Quindi, secondo Verbitsky, Bergoglio sarebbe un maestro del doppio gioco. Molto probabilmente in medio stat virtus e di sicuro una nomina papale così audace ha spinto diverse “fazioni” ad amplificare fatti verosimilmente accaduti.

A oggi, però, è opportuno ribadire che non è stato dimostrato alcun coinvolgimento di Bergoglio con i crimini della dittatura argentina. Inoltre, una notizia infondata è circolata subito dopo la nomina del nuovo pontefice e a crederci non sono stati soltanto distratti internauti, ma anche giornalisti di importanti testate nazionali. Il riferimento è alla foto che mostrerebbe Jorge Mario Bergoglio in compagnia del dittatore argentino Jorge Rafael Videla. Risultato? Il porporato insieme a Videla non è Bergoglio!

All’epoca in cui Videla era dittatore argentino, dal 1976 al 1981, l’attuale papa aveva poco più di 40 anni. Basterebbe questo per capire che la persona in compagnia di Videla non è lui. Infatti è un altro uomo di Chiesa: Pio Laghi, ex cardinale e arcivescovo scomparso nel 2009 all’età di 86 anni, nunzio apostolico in Argentina dal 1974 al 1980. Invece, passati soltanto 6 giorni dall’esito del Conclave, ecco che appaiono le prime fotografie di papa Francesco con la “ex” nemica argentina Cristina Kirchner.

Potere della Chiesa! Al contrario, non sono mai mancate immagini che ritraggono il cardinale Bergoglio con uno dei suoi più grandi estimatori, il governatore della Provincia di Buenos Aires, Daniel Scioli.
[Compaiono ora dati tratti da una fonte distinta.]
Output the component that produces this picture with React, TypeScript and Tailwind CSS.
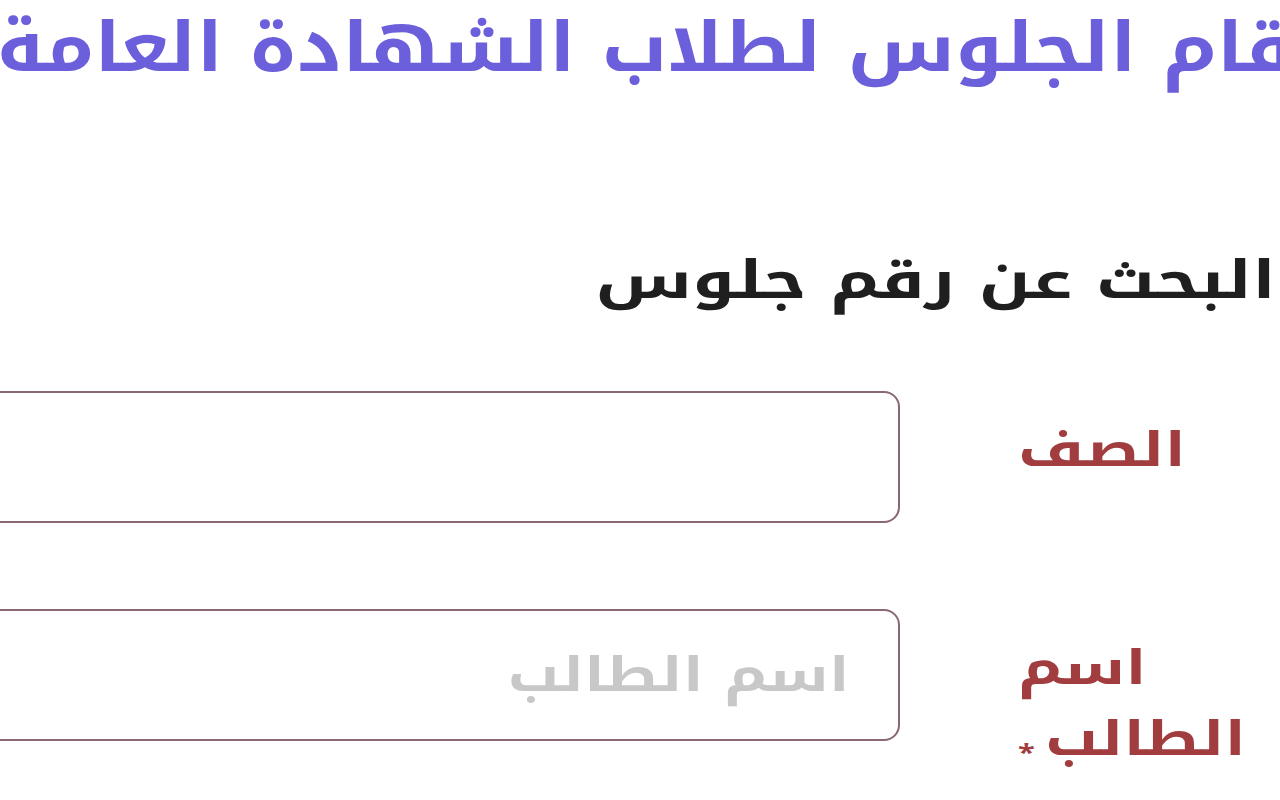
import React from 'react'

const font = { fontFamily: '"Noto Kufi Arabic", "Noto Sans Arabic", "DejaVu Sans", sans-serif' }

function Field({ label, placeholder, required }: { label: string; placeholder?: string; required?: boolean }) {
  return (
    <div className="flex items-start">
      <label className="w-[262px] shrink-0 origin-left scale-x-[1.28] pt-[24px] text-left text-[48px] font-bold leading-[71px] text-[#a13d3f]">
        {label}
        {required && <span className="mr-2 align-[-6px] text-[24px] text-[#a13d3f]">*</span>}
      </label>
      <div className="ml-[-40px] mr-[118px] flex h-[132px] flex-1 items-center rounded-[16px] border-2 border-[#8a6870] bg-white px-[48px]">
        {placeholder && (
          <span className="origin-right scale-x-[1.25] whitespace-nowrap text-[48px] font-bold text-[#c8c8c8]">
            {placeholder}
          </span>
        )}
      </div>
    </div>
  )
}

export default function App() {
  return (
    <div dir="rtl" className="h-[800px] w-[1280px] overflow-hidden bg-white" style={font}>
      <h1 className="mr-[-74px] mt-[4px] origin-right scale-x-[1.12] whitespace-nowrap text-[68px] font-bold leading-[90px] text-[#6b5fdb]">
        أرقام الجلوس لطلاب الشهادة العامة
      </h1>

      <h2 className="mt-[152px] origin-right scale-x-[1.32] pr-[3px] text-[52px] font-bold leading-[70px] text-[#1f1f1f]">
        البحث عن رقم جلوس
      </h2>

      <div className="mt-[75px] flex flex-col gap-[86px]">
        <Field label="الصف" />
        <Field label="اسم الطالب" placeholder="اسم الطالب" required />
      </div>
    </div>
  )
}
In una recente intervista a Radio Mitre, il governatore sostiene che il nuovo papa ha una personalità “abbagliante” e che lo ammira per la sua saggezza. Inoltre, nonostante sia stato criticato più volte per essersi fatto riprendere insieme al cardinale Bergoglio, Daniel Scioli ammette: ” il porporato mi ha sempre trasmesso la formula delle tre p: pazienza, perseveranza e prudenza”.

Visto che papa Francesco è il pontefice dei primati…non si correrà mica il rischio di associargli anche la quarta p di peronista?